Lynn Margulis postulated the Gaia hypothesis which makes the pale blue dot in which we live as more a living organism in itself than just an inorganic spaceship lost in the cosmic wilderness. Goodall changed the arrogant perception that self awareness and tool making are uniquely human when she discovered them in chimpanzees. Each of these discoveries that have forced us to look at ourselves and the Universe in a more holistic way has come from women scientists. This speaks of how harmonized development of male and female components of humanity can make the third planet from the sun a better place.
India too has women pathfinders. Janaki Ammal (1897-1984) was from the Theeya community which was once considered very persecuted. A world-class researcher in cytogenetics and phytogeography, she was co-author with world famous geneticist Cyril Darlington on the atlas of the cultivated plants of the world. That a woman scientist from India which was then colonized, rose to this level shows her mettle. She pioneered ethno-botany in India.
“India’s position (and that of other developing countries viz. Brazil, Turkey etc) with respect to women’s participation in science careers is better than those of more developed countries like Japan, Germany, United States and United Kingdom...It is also found that the nuclear family which is the common characteristic of developed countries put strain on the woman scientist who lacks support structure in the domestic sphere.
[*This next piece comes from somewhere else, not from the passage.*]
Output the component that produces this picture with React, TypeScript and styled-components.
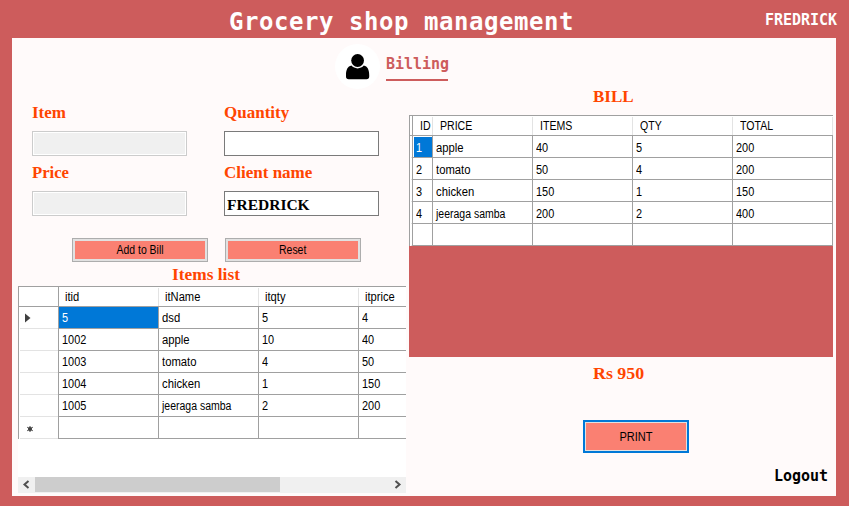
import React from "react";
import styled, { createGlobalStyle } from "styled-components";

const GlobalStyle = createGlobalStyle`
  * { box-sizing: border-box; }
  body { margin: 0; background: #cd5c5c; overflow: hidden; }
`;

const Window = styled.div`
  width: 849px;
  height: 506px;
  background: #cd5c5c;
  display: grid;
  grid-template-rows: 38px 458px 10px;
`;

const TitleBar = styled.header`
  display: flex;
  justify-content: space-between;
  align-items: flex-start;
  padding: 7px 12px 0 229px;
`;

const Mono = styled.span<{ $size?: number; $spacing?: number; $color: string }>`
  font-family: "DejaVu Sans Mono", monospace;
  font-weight: bold;
  font-size: ${(p) => p.$size ?? 15}px;
  letter-spacing: ${(p) => p.$spacing ?? -0.03}px;
  line-height: ${(p) => (p.$size ? 30 : 20)}px;
  color: ${(p) => p.$color};
  white-space: nowrap;
`;

const UserName = styled(Mono)`
  margin-top: 3px;
`;

const Panel = styled.main`
  margin: 0 13px 0 12px;
  background: #fffafa;
  padding-left: 6px;
  display: grid;
  grid-template-rows: 48px 410px;
`;

const PageHeading = styled.div`
  display: flex;
  align-items: flex-start;
  gap: 6px;
  padding: 6px 0 0 317px;
`;

const Avatar = styled.svg`
  flex: none;
  width: 45px;
  height: 45px;
`;

const Tab = styled.div`
  margin-top: 10px;
  height: 27px;
  width: 62px;
  border-bottom: 2px solid #cd5c5c;
`;

const Columns = styled.div`
  display: grid;
  grid-template-columns: 388px 424px;
  column-gap: 3px;
`;

const Column = styled.section`
  display: flex;
  flex-direction: column;
  min-width: 0;
`;

const Form = styled.div`
  display: grid;
  grid-template-columns: 155px 155px;
  column-gap: 37px;
  row-gap: 7px;
  padding: 17px 0 0 14px;
`;

const Field = styled.label`
  display: flex;
  flex-direction: column;
  gap: 8px;
`;

const Caption = styled.span<{ $scale?: number }>`
  align-self: flex-start;
  font: bold 17px/20px "Liberation Serif", serif;
  color: #ff4500;
  white-space: nowrap;
  transform: scaleX(${(p) => p.$scale ?? 1});
  transform-origin: left;
`;

const Input = styled.input`
  height: 25px;
  width: 155px;
  border: 1px solid #7a7a7a;
  border-radius: 0;
  background: #fff;
  padding: 2px 2px 0;
  outline: none;
  font: bold 15.5px "Liberation Serif", serif;
  color: #000;
  &:disabled {
    border-color: #ccc;
    background: #f0f0f0;
    box-shadow: inset 0 0 0 1px #fff;
  }
`;

const Buttons = styled.div`
  display: flex;
  gap: 17px;
  padding: 22px 0 0 54px;
`;

const Button = styled.button<{ $focused?: boolean }>`
  width: ${(p) => (p.$focused ? 106 : 136)}px;
  height: ${(p) => (p.$focused ? 33 : 24)}px;
  border: ${(p) => (p.$focused ? "2px solid #0078d7" : "1px solid #adadad")};
  box-shadow: inset 0 0 0 ${(p) => (p.$focused ? 1 : 2)}px #e1e1e1;
  background: #fa8072;
  padding: 0;
  font: 12px "Liberation Sans", sans-serif;
  color: #000;
`;

const Squeezed = styled.span<{ $scale?: number; $center?: boolean }>`
  display: inline-block;
  white-space: nowrap;
  transform: scaleX(${(p) => p.$scale ?? 0.92});
  transform-origin: ${(p) => (p.$center ? "center" : "left")};
`;

const ListTitle = styled.div`
  display: flex;
  padding: 3px 0 0 154px;
`;

const ItemsGrid = styled.div`
  height: 207px;
  background: #fff;
  display: flex;
  flex-direction: column;
  justify-content: space-between;
  overflow: hidden;
  margin-top: 1px;
`;

const Rows = styled.div`
  border-top: 1px solid #a0a0a0;
  border-left: 1px solid #a0a0a0;
  background: #fff;
  font: 12px "Liberation Sans", sans-serif;
  color: #000;
  overflow: hidden;
`;

const Row = styled.div<{ $template: string; $head?: boolean }>`
  display: grid;
  grid-template-columns: ${(p) => p.$template};
  height: ${(p) => (p.$head ? 20 : 22)}px;
`;

const HeadCell = styled.div<{ $indent?: number }>`
  border-bottom: 1px solid #a0a0a0;
  line-height: 19px;
  height: 20px;
  padding: 1px 0 0 ${(p) => p.$indent ?? 6}px;
  overflow: hidden;
  background: linear-gradient(#e3e3e3, #e3e3e3) right bottom / 1px 18px no-repeat;
`;

const Corner = styled.div`
  border-right: 1px solid #a0a0a0;
  border-bottom: 1px solid #a0a0a0;
`;

const Cell = styled.div<{ $selected?: boolean; $drop?: number; $inset?: boolean }>`
  border-right: 1px solid #a0a0a0;
  border-bottom: 1px solid #a0a0a0;
  line-height: 21px;
  padding: ${(p) => p.$drop ?? 1}px 0 0 3px;
  height: 22px;
  background: ${(p) => (p.$selected ? "#0078d7" : "#fff")};
  color: ${(p) => (p.$selected ? "#fff" : "#000")};
  box-shadow: ${(p) => (p.$inset ? "inset 1px 1px 0 #fff" : "none")};
`;

const RowHeader = styled.div`
  border-right: 1px solid #a0a0a0;
  display: flex;
  align-items: center;
  padding-left: 6px;
  background: linear-gradient(#e3e3e3, #e3e3e3) 1px bottom / 38px 1px no-repeat;
`;

const Stub = styled.div`
  border-right: 1px solid #a0a0a0;
  background: linear-gradient(#e3e3e3, #e3e3e3) 1px bottom / 1px 1px no-repeat;
`;

const ScrollBar = styled.div`
  height: 16px;
  background: #f0f0f0;
  display: grid;
  grid-template-columns: 17px 245px 1fr 17px;
`;

const Arrow = styled.svg`
  width: 17px;
  height: 16px;
`;

const Thumb = styled.div`
  height: 15px;
  background: #cdcdcd;
`;

const BillTitle = styled.div`
  display: flex;
  height: 29px;
  padding: 1px 0 0 184px;
`;

const BillGrid = styled.div`
  height: 242px;
  background: #cd5c5c;
`;

const Total = styled.div`
  display: flex;
  padding: 7px 0 0 184px;
`;

const PrintRow = styled.div`
  padding: 36px 0 0 174px;
  display: flex;
`;

const LogoutRow = styled.div`
  display: flex;
  justify-content: flex-end;
  padding: 13px 5px 0 0;
`;

const items = [
  ["5", "dsd", "5", "4"],
  ["1002", "apple", "10", "40"],
  ["1003", "tomato", "4", "50"],
  ["1004", "chicken", "1", "150"],
  ["1005", "jeeraga samba", "2", "200"],
  ["", "", "", ""],
];

const bill = [
  ["1", "apple", "40", "5", "200"],
  ["2", "tomato", "50", "4", "200"],
  ["3", "chicken", "150", "1", "150"],
  ["4", "jeeraga samba", "200", "2", "400"],
  ["", "", "", "", ""],
];

const itemCols = "40px 100px 100px 100px 100px";
const billCols = "3px 20px 100px 100px 100px 100px";
const textScale = (t: string) => (/^\d/.test(t) ? 0.91 : t.length > 10 ? 0.875 : 0.94);

function RowMark({ index }: { index: number }) {
  if (index === 0) {
    return (
      <svg width="6" height="10" viewBox="0 0 6 10">
        <path d="M0 0.5V9.5L5.5 5Z" fill="#404040" />
      </svg>
    );
  }
  if (index === items.length - 1) {
    return (
      <svg width="10" height="8" viewBox="0 0 10 8">
        <circle cx="5" cy="5" r="2.1" fill="#404040" />
        <path d="M5 2V8M2.2 3.2L7.8 6.8M7.8 3.2L2.2 6.8" stroke="#404040" strokeWidth="1" />
      </svg>
    );
  }
  return null;
}

export default function App() {
  return (
    <>
      <GlobalStyle />
      <Window>
        <TitleBar>
          <Mono $size={24} $spacing={0.55} $color="#fff">Grocery shop management</Mono>
          <UserName $color="#fff">FREDRICK</UserName>
        </TitleBar>
        <Panel>
          <PageHeading>
            <Avatar viewBox="0 0 45 45">
              <circle cx="22.5" cy="22.5" r="22.5" fill="#fff" />
              <circle cx="22.6" cy="16.5" r="6.4" />
              <path d="M16.4 21.6C18 23.4 20 24.4 22.6 24.4S27.2 23.4 28.8 21.6C32.5 22.3 34.2 26 34.2 31V32.5Q34.2 35.3 31.5 35.3H13.7Q11 35.3 11 32.5V31C11 26 12.7 22.3 16.4 21.6Z" />
            </Avatar>
            <Tab><Mono $color="#cd5c5c">Billing</Mono></Tab>
          </PageHeading>
          <Columns>
            <Column>
              <Form>
                <Field><Caption>Item</Caption><Input disabled /></Field>
                <Field><Caption>Quantity</Caption><Input /></Field>
                <Field><Caption $scale={0.98}>Price</Caption><Input disabled /></Field>
                <Field><Caption>Client name</Caption><Input defaultValue="FREDRICK" /></Field>
              </Form>
              <Buttons>
                <Button><Squeezed $center $scale={0.87}>Add to Bill</Squeezed></Button>
                <Button><Squeezed $center $scale={0.87}>Reset</Squeezed></Button>
              </Buttons>
              <ListTitle><Caption $scale={1.02}>Items list</Caption></ListTitle>
              <ItemsGrid>
                <Rows>
                  <Row $template={itemCols} $head>
                    <Corner />
                    {["itid", "itName", "itqty", "itprice"].map((h) => (
                      <HeadCell key={h}><Squeezed $scale={0.93}>{h}</Squeezed></HeadCell>
                    ))}
                  </Row>
                  {items.map((row, r) => (
                    <Row key={r} $template={itemCols}>
                      <RowHeader><RowMark index={r} /></RowHeader>
                      {row.map((t, c) => (
                        <Cell key={c} $selected={r === 0 && c === 0}>
                          <Squeezed $scale={textScale(t)}>{t}</Squeezed>
                        </Cell>
                      ))}
                    </Row>
                  ))}
                </Rows>
                <ScrollBar>
                  <Arrow viewBox="0 0 17 16"><path d="M10.5 4L6.5 7.5L10.5 11" fill="none" stroke="#505050" strokeWidth="2" /></Arrow>
                  <Thumb />
                  <span />
                  <Arrow viewBox="0 0 17 16"><path d="M6.5 4L10.5 7.5L6.5 11" fill="none" stroke="#505050" strokeWidth="2" /></Arrow>
                </ScrollBar>
              </ItemsGrid>
            </Column>
            <Column>
              <BillTitle><Caption>BILL</Caption></BillTitle>
              <BillGrid>
                <Rows>
                  <Row $template={billCols} $head>
                    <Corner />
                    {["ID", "PRICE", "ITEMS", "QTY", "TOTAL"].map((h) => (
                      <HeadCell key={h} $indent={7}><Squeezed $scale={0.88}>{h}</Squeezed></HeadCell>
                    ))}
                  </Row>
                  {bill.map((row, r) => (
                    <Row key={r} $template={billCols}>
                      <Stub />
                      {row.map((t, c) => (
                        <Cell key={c} $drop={2} $selected={r === 0 && c === 0} $inset={r === 0 && c === 0}>
                          <Squeezed $scale={textScale(t)}>{t}</Squeezed>
                        </Cell>
                      ))}
                    </Row>
                  ))}
                </Rows>
              </BillGrid>
              <Total><Caption $scale={1.05}>Rs 950</Caption></Total>
              <PrintRow>
                <Button $focused><Squeezed $center $scale={0.92}>PRINT</Squeezed></Button>
              </PrintRow>
              <LogoutRow><Mono $color="#000">Logout</Mono></LogoutRow>
            </Column>
          </Columns>
        </Panel>
      </Window>
    </>
  );
}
In comparison, the traditional extended family, still a common practice in developing countries, provides significant support for women scientists.” This is by a Jawaharlal Nehru University scholar Ms Arpita Subhash. (Etzkowitz and Kemelgor, Gender Inequality in Science: A Universal Condition?, Minerva, Vol 39, No.2)
India has again and again demonstrated that she has the strength and resources. It is up to the women pathfinders to understand this blessing of Indic culture to the empowerment and liberation of women and hence the whole of humanity. We have the civilizational strength and spiritual heritage to evolve a holistic vision for the Feminine movement not only for India, not only for the so-called developing countries but for humanity—a vision of the Feminine, which is not conflict-oriented but harmony-oriented.
This is not just an option before Indian women; it is a duty.